The last page of your report, is something about agile metrics. You use those numbers to produce a cumulative flow. Do you know what a cumulative flow is?

Yay. Excellent. Good. In your cumulative flow diagram, you’ve got your, ‘How many are in each status?’ From that, you just put it on the back of the report, to begin with, because you’re doing this surreptitiously. Then you can explain to people, ‘Well, hold on. This is our cycle time. This is how long it’s taking us for a project that’s actually approved, until we get it to be completed.’ This is our lead time is how long it takes to get from here to here. When you actually show it to these people, this question here: Why do projects always take so f-ing long? Actually revealed that this was two times this.

Actually, the biggest problem we had was getting the thing approved in the first place. Once we were in process, actually the delivery was quite quick. Visualising the work flow, and as I said before, if you can concentrate on these, then you’re realistically limiting your work in progress.

Last thing you’ll be able to do is to use these measures, the work in progress, to solicit the discussion about improvements, yeah?
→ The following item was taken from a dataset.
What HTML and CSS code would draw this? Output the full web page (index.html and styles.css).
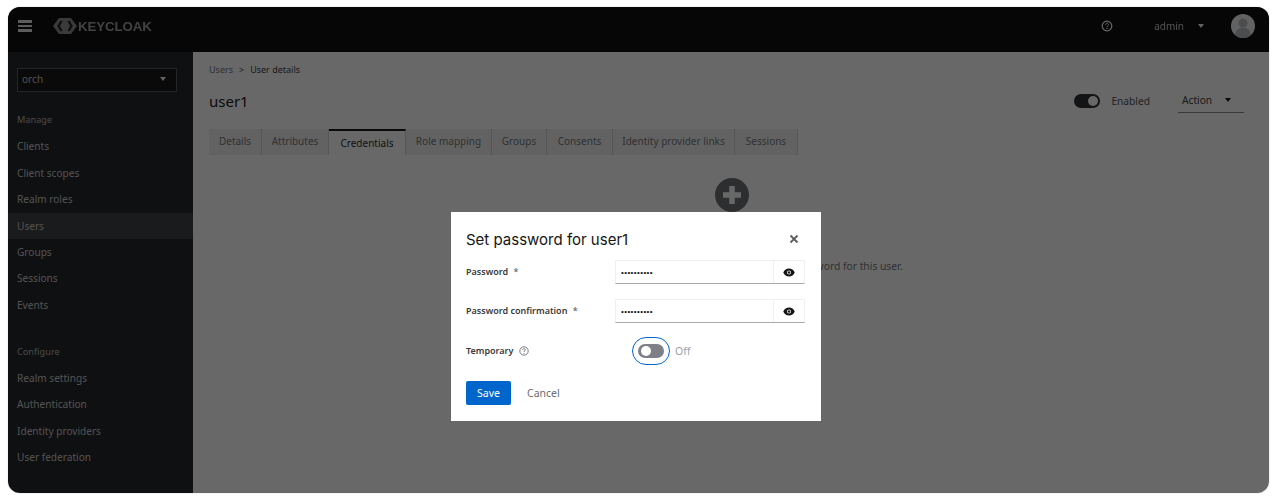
FILE: index.html
```html
<!DOCTYPE html>
<html lang="en">
<head>
  <meta charset="UTF-8">
  <title>Keycloak - Set password</title>
  <link rel="stylesheet" href="styles.css">
</head>
<body>
  <div class="frame">
    <!-- HEADER -->
    <header class="masthead">
      <div class="burger"><span></span><span></span><span></span></div>
      <div class="logo">
        <svg class="logo-mark" width="26" height="18" viewBox="0 0 26 18">
          <path d="M7 1h12l6 8-6 8H7L1 9z" fill="#8c8c8c"/>
          <path d="M9.500 4 6.500 9l3 5M16.500 4l3 5-3 5" fill="none" stroke="#222" stroke-width="2.400"/>
        </svg>
        <span class="logo-text">KEYCLOAK</span>
      </div>
      <div class="masthead-right">
        <svg class="help-top" width="12" height="12" viewBox="0 0 12 12">
          <circle cx="6" cy="6" r="4.800" fill="none" stroke="#fff" stroke-width="1.200"/>
          <path d="M4.500 4.800c0-2 3-2 3-.2 0 1.100-1.500 1.100-1.500 2.400" fill="none" stroke="#fff" stroke-width="1"/>
          <circle cx="6" cy="8.500" r=".7" fill="#fff"/>
        </svg>
        <span class="admin">admin</span>
        <span class="caret caret-light"></span>
        <svg class="avatar" width="24" height="24" viewBox="0 0 24 24">
          <circle cx="12" cy="12" r="12" fill="#f0f0f0"/>
          <circle cx="12" cy="9" r="4.500" fill="#b8bbbe"/>
          <path d="M4 21c1-6 4-7 8-7s7 1 8 7a12 12 0 0 1-16 0z" fill="#b8bbbe"/>
        </svg>
      </div>
    </header>

    <div class="body-row">
      <!-- SIDEBAR -->
      <nav class="sidebar">
        <div class="realm"><span>orch</span><span class="caret caret-light"></span></div>
        <div class="nav-title">Manage</div>
        <a class="nav-item">Clients</a>
        <a class="nav-item">Client scopes</a>
        <a class="nav-item">Realm roles</a>
        <a class="nav-item active">Users</a>
        <a class="nav-item">Groups</a>
        <a class="nav-item">Sessions</a>
        <a class="nav-item">Events</a>
        <div class="nav-title nav-title-second">Configure</div>
        <a class="nav-item">Realm settings</a>
        <a class="nav-item">Authentication</a>
        <a class="nav-item">Identity providers</a>
        <a class="nav-item">User federation</a>
      </nav>

      <!-- MAIN -->
      <main class="content">
        <div class="page-head">
          <div class="breadcrumb"><span class="crumb-link">Users</span><span class="crumb-sep">&gt;</span><span>User details</span></div>
          <div class="title-row">
            <h1>user1</h1>
            <div class="title-actions">
              <span class="switch switch-on"><i></i></span>
              <span class="enabled">Enabled</span>
              <div class="action"><span>Action</span><span class="caret caret-dark"></span></div>
            </div>
          </div>
        </div>
        <div class="tabs">
          <span class="tab">Details</span>
          <span class="tab">Attributes</span>
          <span class="tab current">Credentials</span>
          <span class="tab">Role mapping</span>
          <span class="tab">Groups</span>
          <span class="tab">Consents</span>
          <span class="tab">Identity provider links</span>
          <span class="tab">Sessions</span>
        </div>
        <div class="empty">
          <svg width="34" height="34" viewBox="0 0 34 34">
            <circle cx="17" cy="17" r="17" fill="#6a6e73"/>
            <path d="M17 8v18M8 17h18" stroke="#fff" stroke-width="5.500"/>
          </svg>
          <p>No credentials found for this user. You can set a password for this user.</p>
        </div>
      </main>
    </div>

    <!-- MODAL -->
    <div class="backdrop">
      <div class="modal">
        <div class="modal-head">
          <h2>Set password for user1</h2>
          <svg class="close" width="10" height="10" viewBox="0 0 10 10">
            <path d="M1.500 1.500l7 7M8.500 1.500l-7 7" stroke="#5a5d61" stroke-width="1.800"/>
          </svg>
        </div>
        <div class="form">
          <label>Password <em>*</em></label>
          <div class="pw-field">
            <span class="dots">••••••••••</span>
            <span class="eye">
              <svg width="12" height="9" viewBox="0 0 12 9">
                <path d="M6 .5C3.500.5 1.300 2 .3 4.500c1 2.500 3.200 4 5.700 4s4.700-1.500 5.700-4C10.700 2 8.500.5 6 .5z" fill="#151515"/>
                <circle cx="6" cy="4.500" r="2" fill="#fff"/>
                <circle cx="6" cy="4.500" r="1.200" fill="#151515"/>
              </svg>
            </span>
          </div>
          <label>Password confirmation <em>*</em></label>
          <div class="pw-field">
            <span class="dots">••••••••••</span>
            <span class="eye">
              <svg width="12" height="9" viewBox="0 0 12 9">
                <path d="M6 .5C3.500.5 1.300 2 .3 4.500c1 2.500 3.200 4 5.700 4s4.700-1.500 5.700-4C10.700 2 8.500.5 6 .5z" fill="#151515"/>
                <circle cx="6" cy="4.500" r="2" fill="#fff"/>
                <circle cx="6" cy="4.500" r="1.200" fill="#151515"/>
              </svg>
            </span>
          </div>
          <label class="temp-label">Temporary
            <svg width="10" height="10" viewBox="0 0 10 10">
              <circle cx="5" cy="5" r="4.200" fill="none" stroke="#6a6e73" stroke-width=".9"/>
              <path d="M3.700 4c0-1.600 2.600-1.600 2.600-.1 0 .9-1.300.9-1.300 2" fill="none" stroke="#6a6e73" stroke-width=".9"/>
              <circle cx="5" cy="7.200" r=".55" fill="#6a6e73"/>
            </svg>
          </label>
          <div class="temp-control">
            <span class="focus-ring"><span class="switch switch-off"><i></i></span></span>
            <span class="off">Off</span>
          </div>
        </div>
        <div class="modal-actions">
          <button class="save">Save</button>
          <button class="cancel">Cancel</button>
        </div>
      </div>
    </div>
  </div>
</body>
</html>
```

FILE: styles.css
```css
/* RESET */
* {
  margin: 0;
  padding: 0;
  box-sizing: border-box;
}

html, body {
  height: 100%;
  background: #fff;
  font-family: "Noto Sans", "Open Sans", sans-serif;
  overflow: hidden;
}

.frame {
  position: relative;
  width: 1261px;
  height: 486px;
  margin: 7px 0 0 8px;
  border-radius: 12px;
  overflow: hidden;
  display: flex;
  flex-direction: column;
  background: #fff;
  box-shadow: 0 0 1px #8f8fa0;
  filter: blur(0.35px); /* Screenshot ist leicht unscharf */
}

/* HEADER */
.masthead {
  height: 45px;
  background: #0a0a0a;
  display: flex;
  align-items: center;
  padding: 0 14px 7px 10px;
  color: #fff;
}

.burger {
  width: 14px;
  display: flex;
  flex-direction: column;
  gap: 2px;
}

.burger span {
  height: 2.500px;
  background: #e0e0e0;
}

.logo {
  display: flex;
  align-items: center;
  margin-left: 20px;
}

.logo-text {
  font-family: "Liberation Sans", sans-serif;
  font-size: 13.300px;
  font-weight: bold;
  letter-spacing: -0.100px;
  color: #a0a0a0;
}

.masthead-right {
  margin-left: auto;
  display: flex;
  align-items: center;
}

.help-top {
  margin-right: 5px;
}

.admin {
  font-size: 10px;
  margin-left: 36px;
  color: #c8c8c8;
}

.masthead-right .caret {
  margin-left: 14px;
}

.avatar {
  margin-left: 27px;
}

.caret {
  display: inline-block;
  width: 0;
  height: 0;
  border-left: 3.500px solid transparent;
  border-right: 3.500px solid transparent;
}

.caret-light {
  border-top: 4px solid #f0f0f0;
}

.caret-dark {
  border-top: 4px solid #151515;
}

.body-row {
  flex: 1;
  display: flex;
  min-height: 0;
}

/* SIDEBAR */
.sidebar {
  width: 185px;
  background: #212427;
  padding: 16px 0 0;
  color: #c0c0c0;
  font-size: 10.100px;
}

.realm {
  width: 160px;
  height: 24px;
  margin: 0 0 0 9px;
  background: #151515;
  border: 1px solid #55585c;
  display: flex;
  align-items: center;
  justify-content: space-between;
  padding: 0 10px 2px 4px;
}

.nav-title {
  height: 26.400px;
  line-height: 26.400px;
  margin-top: 15px;
  padding-left: 9px;
  color: #b4b4b4;
  font-size: 9.200px;
}

.nav-title-second {
  margin-top: 20.500px;
}

.nav-item {
  display: block;
  height: 26.400px;
  line-height: 26.400px;
  padding-left: 9px;
  color: #c8c8c8;
}

.nav-item.active {
  background: #3c3f42;
}

/* MAIN */
.content {
  flex: 1;
  background: #fff;
  display: flex;
  flex-direction: column;
}

.page-head {
  padding: 11px 25px 0 16px;
}

.breadcrumb {
  font-size: 9px;
  line-height: 14px;
  color: #3c3c3c;
  display: flex;
  gap: 6px;
}

.crumb-link {
  color: #74777b;
}

.crumb-sep {
  color: #4a4a4a;
}

.title-row {
  display: flex;
  align-items: center;
  justify-content: space-between;
  margin-top: 7px;
  height: 34px;
}

h1 {
  font-size: 15px;
  font-weight: 400;
  color: #151515;
}

.title-actions {
  display: flex;
  align-items: center;
  font-size: 10.200px;
  color: #4f5255;
}

.enabled {
  margin-left: 11px;
}

.action {
  width: 66px;
  height: 24px;
  margin-left: 28px;
  padding: 0 0 1px 4px;
  border-bottom: 1px solid #8a8d90;
  display: flex;
  align-items: center;
  gap: 13px;
  color: #3c3c3c;
}

.switch {
  display: inline-block;
  position: relative;
  width: 26px;
  height: 14px;
  border-radius: 7px;
}

.switch i {
  position: absolute;
  top: 2px;
  width: 10px;
  height: 10px;
  border-radius: 50%;
  background: #fff;
}

.switch-on {
  background: #2a2d30;
}

.switch-on i {
  right: 2px;
}

.switch-off {
  background: #7d8086;
}

.switch-off i {
  left: 3px;
}

/* TABS */
.tabs {
  display: flex;
  margin: 11px 0 0 16px;
  height: 26px;
  font-size: 10px;
  width: 589px;
}

.tab {
  display: flex;
  align-items: center;
  justify-content: center;
  padding-bottom: 2px;
  background: #f0f0f0;
  color: #74777b;
  border-right: 1px solid #d2d2d2;
  white-space: nowrap;
}

.tab:nth-child(1) { width: 53px; }
.tab:nth-child(2) { width: 67px; }
.tab:nth-child(3) { width: 77px; }
.tab:nth-child(4) { width: 86px; }
.tab:nth-child(5) { width: 55px; }
.tab:nth-child(6) { width: 66px; }
.tab:nth-child(7) { width: 122px; }
.tab:nth-child(8) { width: 63px; }

.tab.current {
  background: #fff;
  color: #2a2a2a;
  border-top: 2px solid #151515;
  padding-bottom: 0;
}

/* EMPTY STATE */
.empty {
  display: flex;
  flex-direction: column;
  align-items: center;
  padding: 23px 0 0 2px;
  font-size: 10.300px;
  color: #74777b;
}

.empty p {
  margin-top: 47px;
  white-space: nowrap;
}

/* MODAL */
.backdrop {
  position: absolute;
  inset: 0;
  background: rgba(3, 3, 3, 0.6);
  padding: 205px 0 0 443px;
}

.modal {
  width: 370px;
  height: 209px;
  background: #fff;
  padding: 15px 16px 0 15px;
}

.modal-head {
  display: flex;
  align-items: center;
  justify-content: space-between;
  height: 24px;
  padding: 0 6px 0 0;
}

h2 {
  font-family: "Inter", sans-serif;
  font-size: 15px;
  font-weight: 400;
  color: #151515;
}

.form {
  display: grid;
  grid-template-columns: 149px 190px;
  grid-auto-rows: 24px;
  row-gap: 15px;
  margin-top: 9px;
  align-items: center;
  font-size: 9px;
  color: #151515;
}

.form label {
  font-weight: 600;
  color: #3a3a3a;
  padding-bottom: 1px;
}

.form em {
  font-style: normal;
  color: #6a6e73;
  margin-left: 3px;
}

.pw-field {
  height: 24px;
  display: flex;
  border: 1px solid #f0f0f0;
  border-bottom: 1px solid #a8abae;
}

.dots {
  flex: 1;
  display: flex;
  align-items: center;
  padding-left: 5px;
  font-family: "Liberation Sans", sans-serif;
  font-size: 8px;
  letter-spacing: 0.400px;
}

.eye {
  width: 31px;
  border-left: 1px solid #f0f0f0;
  display: flex;
  align-items: center;
  justify-content: center;
}

.temp-label {
  display: flex;
  align-items: center;
  gap: 6px;
  margin-top: 2px;
}

.temp-control {
  display: flex;
  align-items: center;
  padding: 1px 0 0 17px;
}

.focus-ring {
  width: 38px;
  height: 28px;
  border: 1.500px solid #0066cc;
  border-radius: 14px;
  display: flex;
  align-items: center;
  justify-content: center;
}

.off {
  margin-left: 5px;
  font-size: 10.500px;
  color: #a0a3a6;
}

.modal-actions {
  display: flex;
  align-items: center;
  margin-top: 19px;
  font-size: 10.500px;
}

button {
  font-family: inherit;
  font-size: inherit;
  border: none;
  background: none;
}

.save {
  width: 45px;
  height: 24px;
  background: #0066cc;
  color: #fff;
  border-radius: 2px;
}

.cancel {
  margin-left: 16px;
  color: #6a6e73;
}
```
If you want to improve collaborative, you don’t want to get into a situation which is just opinion. You’ve now got some evidence and facts over a number of weeks. You’ve worked out cyber time. You’ve worked out lead time. You’ve worked out that actually this is where all your projects are stacking up. That’s where your problem is. What’s the problem here?

For example, actually we have a legal review here, because there’s a lot of contracts in place. Actually, we can demonstrate that it was the legal reviews that were really adding elapse time to the project. We agreed we would talk to the legal team on a weekly basis and prioritise projects. Which ones are important for us? Can you work on those, please? It didn’t necessarily mean you got more through put, but what it did mean is you got your priority’s project through.

Then you can go and buy your wonderful white board and your post it notes, and have your meetings where you put your cards up like this, instead of sending out in Excel. Any questions? None? Alright.